De même, il est important, pour le Conseil, de ne pas dépeindre les personnes transgenres comme menaçant, plus que d’autres groupes, la sécurité et l’intégrité physique des femmes. Le changement d’identité de sexe est une démarche complexe, qui est souvent accompagnée de stigmatisation et de marginalisation pour les personnes qui l’entreprennent. Ainsi, l’hypothèse selon laquelle des personnes transgenres pourraient usurper le processus de changement de sexe à l’état civil pour investir des espaces non-mixtes et indisposer les autres personnes présentes semble être sans fondement. Au contraire, pour le moment, rien ne permet de croire, par exemple, que la présence des personnes transgenre dans les maisons d’hébergement pour les femmes génère des problèmes de sécurité. Les responsables de plusieurs maisons d’hébergement pour femmes victimes de violence nous ont affirmé que cet enjeu ne constituait pas une menace pour leur clientèle. Les demandes d’hébergement sont traitées au cas par cas, et dans l’éventualité où une maison ne dispose pas des services adéquats pour une personne, cette dernière sera référée à un autre point de service. Certaines maisons d’hébergement demandent que la personne soit identifiée officiellement comme femme (c.-à-d. que les documents d’état civil indiquent le sexe féminin), alors que d’autres acceptent les personnes qui s’identifient comme femme, et basent l’admission sur d’autres critères (ex : ouverture à la vie de groupe, non-agressivité, etc.).

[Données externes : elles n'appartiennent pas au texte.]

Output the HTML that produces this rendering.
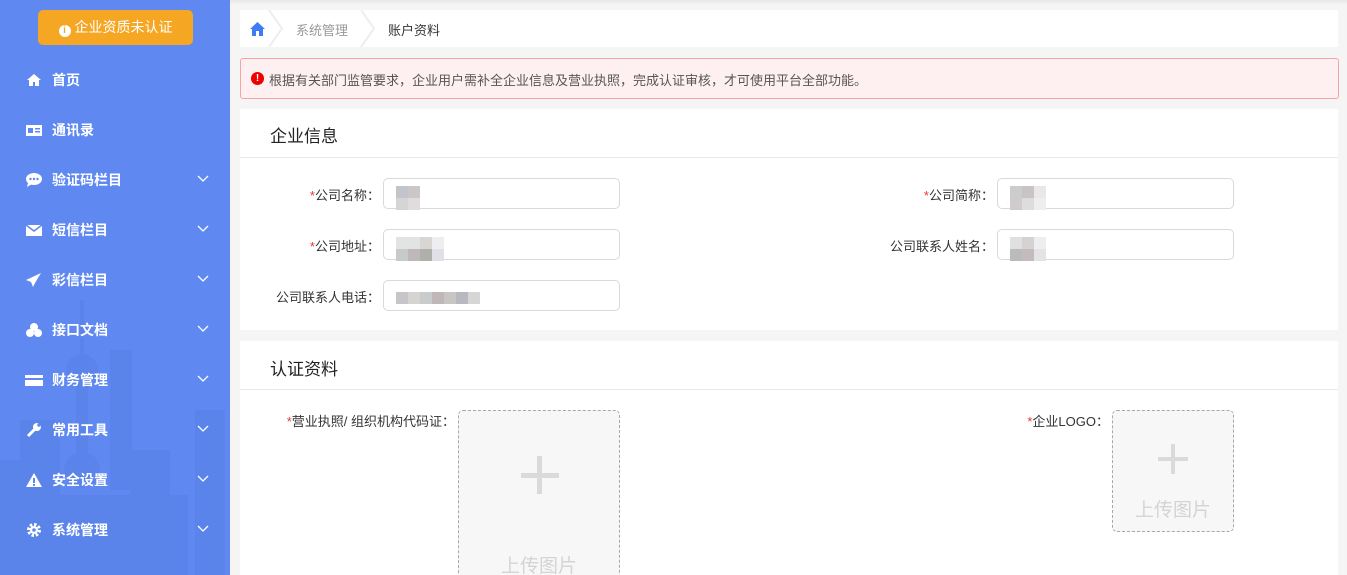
<!DOCTYPE html>
<html><head><meta charset="utf-8"><style>
*{margin:0;padding:0;box-sizing:border-box}
html,body{width:1347px;height:575px;overflow:hidden}
body{background:#f5f5f5;font-family:"Liberation Sans","Noto Sans CJK SC",sans-serif;font-size:14px;color:#333;position:relative}
.side{position:absolute;left:0;top:0;width:230px;height:575px;background:#5f89f1;overflow:hidden}
.btn{position:absolute;left:38px;top:10px;width:155px;height:35px;background:#f5a623;border-radius:5px;color:#fff;font-size:14px;line-height:35px;text-align:center}
.btn i{display:inline-block;width:12px;height:12px;border-radius:50%;background:#fff;color:#f5a623;font-size:10px;line-height:12px;font-style:normal;font-weight:bold;vertical-align:-1px;margin-right:4px}
.item{position:absolute;left:0;width:230px;height:30px;color:#fff;font-weight:bold;font-size:14px;line-height:30px}
.item .ic{position:absolute;left:25px;top:7px;width:18px;height:16px}
.item .t{position:absolute;left:52px}
.item .ch{position:absolute;left:197px;top:10px;width:12px;height:8px}
.box{position:absolute;background:#fff}
.req{color:#e33}
.lbl{position:absolute;font-size:13px;color:#333;text-align:right}
.inp{position:absolute;width:237px;height:31px;border:1px solid #d9d9d9;border-radius:5px;background:#fff}
.pix{position:absolute;top:7px;left:12px;display:flex;flex-wrap:wrap}
.up{position:absolute;border:1px dashed #a8a8a8;border-radius:5px;background:#f7f7f7}
.up .tx{position:absolute;width:100%;text-align:center;color:#d4d4d4;font-size:19px}
</style></head><body>
<div class="side">
<svg style="position:absolute;left:0;top:300px" width="230" height="275" viewBox="0 0 230 275">
<g fill="#5b84ea">
<rect x="80" y="0" width="4" height="60"/>
<circle cx="82" cy="70" r="16"/>
<rect x="76" y="80" width="12" height="90"/>
<circle cx="82" cy="170" r="18"/>
<rect x="110" y="50" width="22" height="140"/>
<rect x="195" y="110" width="30" height="165"/>
<rect x="20" y="120" width="40" height="155"/>
<rect x="0" y="160" width="30" height="115"/>
<rect x="48" y="195" width="140" height="80"/>
<rect x="130" y="150" width="40" height="60"/>
</g></svg>
<div class="btn"><i>i</i>企业资质未认证</div>
<div class="item" style="top:65px"><svg class="ic" viewBox="0 0 18 16"><path d="M9 2 L2 8 H4 V14 H8 V10 H10 V14 H14 V8 H16 Z" fill="#fff"/></svg><span class="t">首页</span></div>
<div class="item" style="top:115px"><svg class="ic" viewBox="0 0 18 16"><rect x="1" y="3" width="16" height="11" fill="#fff"/><rect x="3" y="6" width="5" height="5" fill="#5f89f1"/><rect x="10" y="6" width="5" height="1.5" fill="#5f89f1"/><rect x="10" y="9" width="5" height="1.5" fill="#5f89f1"/></svg><span class="t">通讯录</span></div>
<div class="item" style="top:165px"><svg class="ic" viewBox="0 0 18 16"><ellipse cx="9" cy="7" rx="8" ry="6" fill="#fff"/><path d="M3 11 L2 15 L7 12Z" fill="#fff"/><circle cx="5.5" cy="7" r="1.2" fill="#5f89f1"/><circle cx="9" cy="7" r="1.2" fill="#5f89f1"/><circle cx="12.5" cy="7" r="1.2" fill="#5f89f1"/></svg><span class="t">验证码栏目</span><svg class="ch" viewBox="0 0 12 8"><path d="M1 1 L6 6 L11 1" stroke="#fff" fill="none" stroke-width="1.3"/></svg></div>
<div class="item" style="top:215px"><svg class="ic" viewBox="0 0 18 16"><rect x="1" y="3" width="16" height="11" fill="#fff"/><path d="M1 3 L9 9 L17 3" stroke="#5f89f1" fill="none" stroke-width="1.5"/></svg><span class="t">短信栏目</span><svg class="ch" viewBox="0 0 12 8"><path d="M1 1 L6 6 L11 1" stroke="#fff" fill="none" stroke-width="1.3"/></svg></div>
<div class="item" style="top:265px"><svg class="ic" viewBox="0 0 18 16"><path d="M16 1 L1 8 L6 10 L8 15 L10 11 Z" fill="#fff"/></svg><span class="t">彩信栏目</span><svg class="ch" viewBox="0 0 12 8"><path d="M1 1 L6 6 L11 1" stroke="#fff" fill="none" stroke-width="1.3"/></svg></div>
<div class="item" style="top:315px"><svg class="ic" viewBox="0 0 18 16"><circle cx="9" cy="5" r="4" fill="#fff"/><circle cx="5" cy="11" r="4" fill="#fff"/><circle cx="13" cy="11" r="4" fill="#fff"/></svg><span class="t">接口文档</span><svg class="ch" viewBox="0 0 12 8"><path d="M1 1 L6 6 L11 1" stroke="#fff" fill="none" stroke-width="1.3"/></svg></div>
<div class="item" style="top:365px"><svg class="ic" viewBox="0 0 18 16"><rect x="0" y="3" width="18" height="11" fill="#fff"/><rect x="0" y="6" width="18" height="2" fill="#5f89f1"/></svg><span class="t">财务管理</span><svg class="ch" viewBox="0 0 12 8"><path d="M1 1 L6 6 L11 1" stroke="#fff" fill="none" stroke-width="1.3"/></svg></div>
<div class="item" style="top:415px"><svg class="ic" viewBox="0 0 18 16"><path d="M3 14 L10 7" stroke="#fff" stroke-width="3"/><circle cx="12" cy="5" r="4" fill="#fff"/><circle cx="14" cy="3" r="1.8" fill="#5f89f1"/></svg><span class="t">常用工具</span><svg class="ch" viewBox="0 0 12 8"><path d="M1 1 L6 6 L11 1" stroke="#fff" fill="none" stroke-width="1.3"/></svg></div>
<div class="item" style="top:465px"><svg class="ic" viewBox="0 0 18 16"><path d="M9 1 L17 15 H1 Z" fill="#fff"/><rect x="8" y="6" width="2" height="5" fill="#5f89f1"/><rect x="8" y="12" width="2" height="2" fill="#5f89f1"/></svg><span class="t">安全设置</span><svg class="ch" viewBox="0 0 12 8"><path d="M1 1 L6 6 L11 1" stroke="#fff" fill="none" stroke-width="1.3"/></svg></div>
<div class="item" style="top:515px"><svg class="ic" viewBox="0 0 18 16"><circle cx="9" cy="8" r="5.5" fill="none" stroke="#fff" stroke-width="3" stroke-dasharray="2.5 1.8"/><circle cx="9" cy="8" r="4" fill="#fff"/><circle cx="9" cy="8" r="1.8" fill="#5f89f1"/></svg><span class="t">系统管理</span><svg class="ch" viewBox="0 0 12 8"><path d="M1 1 L6 6 L11 1" stroke="#fff" fill="none" stroke-width="1.3"/></svg></div>
</div>
<div style="position:absolute;left:230px;top:0;width:1117px;height:5px;background:linear-gradient(#e8e8e8,#f5f5f5)"></div>
<div class="box" style="left:240px;top:10px;width:1098px;height:37px">
<svg style="position:absolute;left:9px;top:11px" width="17" height="16" viewBox="0 0 17 16"><path d="M8.5 1 L1 8 H3 V15 H7 V10 H10 V15 H14 V8 H16 Z" fill="#3c7cf5"/></svg>
<svg style="position:absolute;left:28px;top:0" width="16" height="37"><path d="M1 0 L14 18.5 L1 37" fill="none" stroke="#eee" stroke-width="2"/></svg>
<span style="position:absolute;left:56px;top:10px;font-size:13px;color:#999">系统管理</span>
<svg style="position:absolute;left:120px;top:0" width="16" height="37"><path d="M1 0 L14 18.5 L1 37" fill="none" stroke="#eee" stroke-width="2"/></svg>
<span style="position:absolute;left:148px;top:10px;font-size:13px;color:#333">账户资料</span>
</div>
<div style="position:absolute;left:240px;top:58px;width:1099px;height:41px;background:#fef0f0;border:1px solid #f5a3a3;border-radius:3px">
<span style="position:absolute;left:10px;top:13px;width:13px;height:13px;border-radius:50%;background:#e00;color:#fff;font-size:10px;font-weight:bold;line-height:13px;text-align:center">!</span>
<span style="position:absolute;left:28px;top:11px;font-size:13px;color:#555">根据有关部门监管要求，企业用户需补全企业信息及营业执照，完成认证审核，才可使用平台全部功能。</span>
</div>
<div class="box" style="left:240px;top:109px;width:1098px;height:221px">
<div style="position:absolute;left:30px;top:13px;font-size:17px;color:#222">企业信息</div>
<div style="position:absolute;left:0;top:48px;width:100%;height:1px;background:#e8e8e8"></div>
</div>
<div class="lbl" style="left:250px;top:185px;width:130px"><span class="req">*</span>公司名称：</div>
<div class="lbl" style="left:860px;top:185px;width:134px"><span class="req">*</span>公司简称：</div>
<div class="lbl" style="left:250px;top:236px;width:130px"><span class="req">*</span>公司地址：</div>
<div class="lbl" style="left:860px;top:236px;width:134px">公司联系人姓名：</div>
<div class="lbl" style="left:250px;top:287px;width:130px">公司联系人电话：</div>
<div class="inp" style="left:383px;top:178px"><div class="pix" style="width:24px"><i style="width:12px;height:12px;background:#c4c4cc"></i><i style="width:12px;height:12px;background:#cdc6c8"></i><i style="width:12px;height:12px;background:#d5d5d5"></i><i style="width:12px;height:12px;background:#e0dcde"></i></div></div>
<div class="inp" style="left:997px;top:178px"><div class="pix" style="width:36px"><i style="width:12px;height:12px;background:#ccc"></i><i style="width:12px;height:12px;background:#c8c4c6"></i><i style="width:12px;height:12px;background:#e8e8ec"></i><i style="width:12px;height:12px;background:#d0ccce"></i><i style="width:12px;height:12px;background:#ddd"></i><i style="width:12px;height:12px;background:#eee"></i></div></div>
<div class="inp" style="left:383px;top:229px"><div class="pix" style="width:48px"><i style="width:12px;height:12px;background:#e2e4e4"></i><i style="width:12px;height:12px;background:#e2e4e4"></i><i style="width:12px;height:12px;background:#d8d6d2"></i><i style="width:12px;height:12px;background:#eceef0"></i><i style="width:12px;height:12px;background:#c8cac8"></i><i style="width:12px;height:12px;background:#bfb8ba"></i><i style="width:12px;height:12px;background:#b0b0aa"></i><i style="width:12px;height:12px;background:#e0e0e6"></i></div></div>
<div class="inp" style="left:997px;top:229px"><div class="pix" style="width:36px"><i style="width:12px;height:12px;background:#e0e0e0"></i><i style="width:12px;height:12px;background:#d6d2d2"></i><i style="width:12px;height:12px;background:#eee"></i><i style="width:12px;height:12px;background:#bbb"></i><i style="width:12px;height:12px;background:#c4bcbc"></i><i style="width:12px;height:12px;background:#e4e4e8"></i></div></div>
<div class="inp" style="left:383px;top:280px"><div class="pix" style="top:11px;width:96px"><i style="width:12px;height:12px;background:#c8c4ca"></i><i style="width:12px;height:12px;background:#d6d4d0"></i><i style="width:12px;height:12px;background:#c8cccc"></i><i style="width:12px;height:12px;background:#c0b8b8"></i><i style="width:12px;height:12px;background:#c8c6c4"></i><i style="width:12px;height:12px;background:#b8b8c0"></i><i style="width:12px;height:12px;background:#d6d6d6"></i></div></div>
<div class="box" style="left:240px;top:341px;width:1098px;height:234px">
<div style="position:absolute;left:30px;top:14px;font-size:17px;color:#222">认证资料</div>
<div style="position:absolute;left:0;top:48px;width:100%;height:1px;background:#e8e8e8"></div>
</div>
<div class="lbl" style="left:250px;top:411px;width:205px"><span class="req">*</span>营业执照/ 组织机构代码证：</div>
<div class="lbl" style="left:980px;top:411px;width:129px"><span class="req">*</span>企业LOGO：</div>
<div class="up" style="left:458px;top:410px;width:162px;height:185px">
<div style="position:absolute;left:62px;top:62px;width:38px;height:5px;background:#dadada"></div>
<div style="position:absolute;left:78px;top:45px;width:5px;height:38px;background:#dadada"></div>
<div class="tx" style="top:140px">上传图片</div>
</div>
<div class="up" style="left:1112px;top:410px;width:122px;height:122px">
<div style="position:absolute;left:45px;top:46px;width:30px;height:4px;background:#dadada"></div>
<div style="position:absolute;left:58px;top:33px;width:4px;height:30px;background:#dadada"></div>
<div class="tx" style="top:84px">上传图片</div>
</div>
</body></html>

L’un des principes poursuivis par la réforme envisagée est la reconnaissance de la capacité de chaque personne de se définir en choisissant le genre qui correspond le mieux à la perception qu’elle a d’elle-même. C’est ce principe sousjacent qui pousse le Conseil du statut de la femme à accueillir favorablement le projet de règlement modifiant le Règlement relatif au changement de nom et d’autres qualités de l’état civil. Ce serait un retour en arrière, selon nous, de « naturaliser » le débat en refusant de reconnaître comme femmes des personnes qui se perçoivent comme telles, au prétexte qu’elles n’ont pas les attributs anatomiques et physiques féminins.

Cette lettre constitue une réflexion préliminaire. Le Conseil du statut de la femme n’a pas eu le temps nécessaire pour produire un mémoire dans le cadre des consultations particulières et auditions publiques sur le projet de règlement relatif au Règlement sur le changement de nom et d’autres qualités de l’état civil pour les personnes transsexuelles ou transgenres.